═════ Input data
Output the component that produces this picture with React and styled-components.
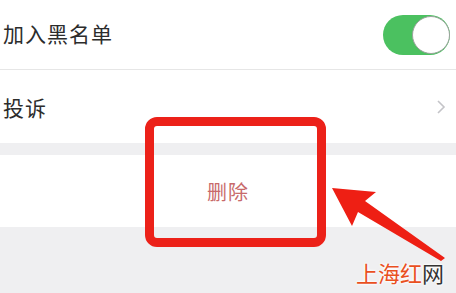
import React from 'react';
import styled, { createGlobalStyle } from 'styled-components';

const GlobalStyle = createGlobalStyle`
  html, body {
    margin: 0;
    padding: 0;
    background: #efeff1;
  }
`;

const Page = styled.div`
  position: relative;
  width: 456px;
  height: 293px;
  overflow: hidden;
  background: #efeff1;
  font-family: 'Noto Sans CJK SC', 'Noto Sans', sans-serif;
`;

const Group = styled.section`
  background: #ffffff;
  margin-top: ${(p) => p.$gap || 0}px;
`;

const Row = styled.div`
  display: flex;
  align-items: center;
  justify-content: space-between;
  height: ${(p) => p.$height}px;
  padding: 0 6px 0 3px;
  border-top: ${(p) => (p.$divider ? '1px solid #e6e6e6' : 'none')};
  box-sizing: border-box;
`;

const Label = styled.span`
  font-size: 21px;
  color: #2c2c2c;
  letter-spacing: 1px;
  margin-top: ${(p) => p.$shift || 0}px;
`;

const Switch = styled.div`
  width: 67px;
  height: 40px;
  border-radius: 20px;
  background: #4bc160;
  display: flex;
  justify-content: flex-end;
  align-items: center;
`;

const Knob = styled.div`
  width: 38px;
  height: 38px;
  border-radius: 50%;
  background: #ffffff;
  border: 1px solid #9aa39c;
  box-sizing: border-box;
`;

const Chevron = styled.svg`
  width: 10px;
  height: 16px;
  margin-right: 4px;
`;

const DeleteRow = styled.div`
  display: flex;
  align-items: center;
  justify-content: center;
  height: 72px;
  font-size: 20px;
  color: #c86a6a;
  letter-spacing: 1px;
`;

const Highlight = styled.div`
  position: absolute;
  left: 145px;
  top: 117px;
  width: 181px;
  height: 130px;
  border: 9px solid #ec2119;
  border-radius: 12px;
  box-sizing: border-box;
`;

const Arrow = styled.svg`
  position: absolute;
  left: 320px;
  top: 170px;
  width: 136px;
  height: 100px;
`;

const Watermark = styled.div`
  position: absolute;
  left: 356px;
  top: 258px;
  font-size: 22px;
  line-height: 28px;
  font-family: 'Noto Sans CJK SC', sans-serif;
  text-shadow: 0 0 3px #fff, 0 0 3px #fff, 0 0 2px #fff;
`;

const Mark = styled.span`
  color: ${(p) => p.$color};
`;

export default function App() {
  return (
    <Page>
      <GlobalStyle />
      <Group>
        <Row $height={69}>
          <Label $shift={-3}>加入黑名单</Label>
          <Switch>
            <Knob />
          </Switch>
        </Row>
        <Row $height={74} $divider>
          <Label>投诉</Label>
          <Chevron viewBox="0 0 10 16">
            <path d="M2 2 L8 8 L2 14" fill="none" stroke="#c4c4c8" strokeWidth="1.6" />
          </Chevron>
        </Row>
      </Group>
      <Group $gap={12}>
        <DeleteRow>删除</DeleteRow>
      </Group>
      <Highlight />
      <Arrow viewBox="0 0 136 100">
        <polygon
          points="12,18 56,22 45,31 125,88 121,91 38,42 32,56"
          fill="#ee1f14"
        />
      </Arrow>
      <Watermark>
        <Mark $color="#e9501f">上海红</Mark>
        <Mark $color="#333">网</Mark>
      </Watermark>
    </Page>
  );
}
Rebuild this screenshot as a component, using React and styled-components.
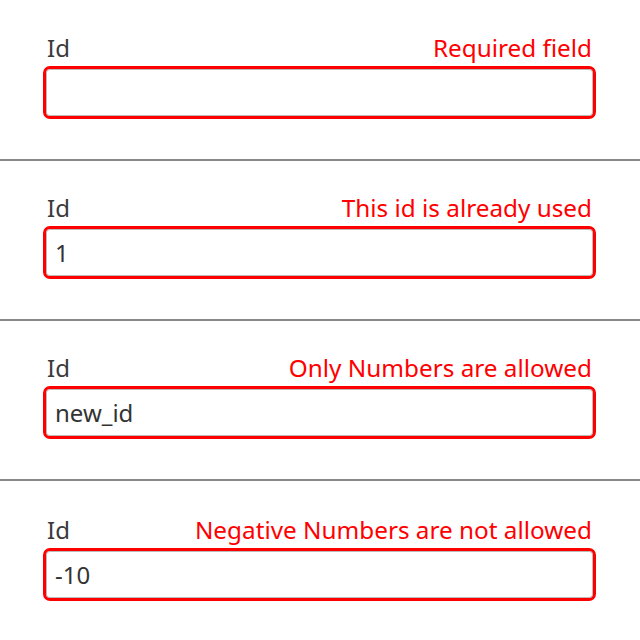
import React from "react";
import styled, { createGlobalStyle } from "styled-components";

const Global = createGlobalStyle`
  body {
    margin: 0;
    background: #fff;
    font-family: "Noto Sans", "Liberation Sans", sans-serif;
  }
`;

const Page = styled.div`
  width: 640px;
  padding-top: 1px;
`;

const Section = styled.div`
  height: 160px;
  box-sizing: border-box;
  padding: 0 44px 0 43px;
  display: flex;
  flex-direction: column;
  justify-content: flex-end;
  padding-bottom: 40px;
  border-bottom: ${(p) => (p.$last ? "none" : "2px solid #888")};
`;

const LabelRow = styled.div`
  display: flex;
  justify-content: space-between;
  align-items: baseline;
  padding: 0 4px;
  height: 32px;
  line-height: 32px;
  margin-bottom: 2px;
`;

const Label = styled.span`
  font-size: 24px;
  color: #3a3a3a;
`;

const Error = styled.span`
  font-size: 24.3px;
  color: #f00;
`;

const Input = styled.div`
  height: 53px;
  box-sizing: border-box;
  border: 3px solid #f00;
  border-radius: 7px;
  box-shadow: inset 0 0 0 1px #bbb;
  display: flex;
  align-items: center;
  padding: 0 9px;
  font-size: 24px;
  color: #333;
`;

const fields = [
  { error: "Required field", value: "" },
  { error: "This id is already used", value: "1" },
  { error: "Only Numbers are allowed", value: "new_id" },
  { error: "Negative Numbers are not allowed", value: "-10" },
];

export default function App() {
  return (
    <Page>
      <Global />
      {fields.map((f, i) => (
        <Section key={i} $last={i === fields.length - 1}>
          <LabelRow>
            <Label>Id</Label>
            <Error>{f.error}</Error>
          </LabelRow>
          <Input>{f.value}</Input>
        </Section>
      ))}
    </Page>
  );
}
══════════
● The request
Copy the records exactly as they appear, excluding images.

● Output for this exercise
Output the component that produces this picture with React and styled-components.
import React from 'react';
import styled, { createGlobalStyle } from 'styled-components';

const GlobalStyle = createGlobalStyle`
  html, body {
    margin: 0;
    padding: 0;
    background: #efeff1;
  }
`;

const Page = styled.div`
  position: relative;
  width: 456px;
  height: 293px;
  overflow: hidden;
  background: #efeff1;
  font-family: 'Noto Sans CJK SC', 'Noto Sans', sans-serif;
`;

const Group = styled.section`
  background: #ffffff;
  margin-top: ${(p) => p.$gap || 0}px;
`;

const Row = styled.div`
  display: flex;
  align-items: center;
  justify-content: space-between;
  height: ${(p) => p.$height}px;
  padding: 0 6px 0 3px;
  border-top: ${(p) => (p.$divider ? '1px solid #e6e6e6' : 'none')};
  box-sizing: border-box;
`;

const Label = styled.span`
  font-size: 21px;
  color: #2c2c2c;
  letter-spacing: 1px;
  margin-top: ${(p) => p.$shift || 0}px;
`;

const Switch = styled.div`
  width: 67px;
  height: 40px;
  border-radius: 20px;
  background: #4bc160;
  display: flex;
  justify-content: flex-end;
  align-items: center;
`;

const Knob = styled.div`
  width: 38px;
  height: 38px;
  border-radius: 50%;
  background: #ffffff;
  border: 1px solid #9aa39c;
  box-sizing: border-box;
`;

const Chevron = styled.svg`
  width: 10px;
  height: 16px;
  margin-right: 4px;
`;

const DeleteRow = styled.div`
  display: flex;
  align-items: center;
  justify-content: center;
  height: 72px;
  font-size: 20px;
  color: #c86a6a;
  letter-spacing: 1px;
`;

const Highlight = styled.div`
  position: absolute;
  left: 145px;
  top: 117px;
  width: 181px;
  height: 130px;
  border: 9px solid #ec2119;
  border-radius: 12px;
  box-sizing: border-box;
`;

const Arrow = styled.svg`
  position: absolute;
  left: 320px;
  top: 170px;
  width: 136px;
  height: 100px;
`;

const Watermark = styled.div`
  position: absolute;
  left: 356px;
  top: 258px;
  font-size: 22px;
  line-height: 28px;
  font-family: 'Noto Sans CJK SC', sans-serif;
  text-shadow: 0 0 3px #fff, 0 0 3px #fff, 0 0 2px #fff;
`;

const Mark = styled.span`
  color: ${(p) => p.$color};
`;

export default function App() {
  return (
    <Page>
      <GlobalStyle />
      <Group>
        <Row $height={69}>
          <Label $shift={-3}>加入黑名单</Label>
          <Switch>
            <Knob />
          </Switch>
        </Row>
        <Row $height={74} $divider>
          <Label>投诉</Label>
          <Chevron viewBox="0 0 10 16">
            <path d="M2 2 L8 8 L2 14" fill="none" stroke="#c4c4c8" strokeWidth="1.6" />
          </Chevron>
        </Row>
      </Group>
      <Group $gap={12}>
        <DeleteRow>删除</DeleteRow>
      </Group>
      <Highlight />
      <Arrow viewBox="0 0 136 100">
        <polygon
          points="12,18 56,22 45,31 125,88 121,91 38,42 32,56"
          fill="#ee1f14"
        />
      </Arrow>
      <Watermark>
        <Mark $color="#e9501f">上海红</Mark>
        <Mark $color="#333">网</Mark>
      </Watermark>
    </Page>
  );
}
Rebuild this screenshot as a component, using React and styled-components.
import React from "react";
import styled, { createGlobalStyle } from "styled-components";

const Global = createGlobalStyle`
  body {
    margin: 0;
    background: #fff;
    font-family: "Noto Sans", "Liberation Sans", sans-serif;
  }
`;

const Page = styled.div`
  width: 640px;
  padding-top: 1px;
`;

const Section = styled.div`
  height: 160px;
  box-sizing: border-box;
  padding: 0 44px 0 43px;
  display: flex;
  flex-direction: column;
  justify-content: flex-end;
  padding-bottom: 40px;
  border-bottom: ${(p) => (p.$last ? "none" : "2px solid #888")};
`;

const LabelRow = styled.div`
  display: flex;
  justify-content: space-between;
  align-items: baseline;
  padding: 0 4px;
  height: 32px;
  line-height: 32px;
  margin-bottom: 2px;
`;

const Label = styled.span`
  font-size: 24px;
  color: #3a3a3a;
`;

const Error = styled.span`
  font-size: 24.3px;
  color: #f00;
`;

const Input = styled.div`
  height: 53px;
  box-sizing: border-box;
  border: 3px solid #f00;
  border-radius: 7px;
  box-shadow: inset 0 0 0 1px #bbb;
  display: flex;
  align-items: center;
  padding: 0 9px;
  font-size: 24px;
  color: #333;
`;

const fields = [
  { error: "Required field", value: "" },
  { error: "This id is already used", value: "1" },
  { error: "Only Numbers are allowed", value: "new_id" },
  { error: "Negative Numbers are not allowed", value: "-10" },
];

export default function App() {
  return (
    <Page>
      <Global />
      {fields.map((f, i) => (
        <Section key={i} $last={i === fields.length - 1}>
          <LabelRow>
            <Label>Id</Label>
            <Error>{f.error}</Error>
          </LabelRow>
          <Input>{f.value}</Input>
        </Section>
      ))}
    </Page>
  );
}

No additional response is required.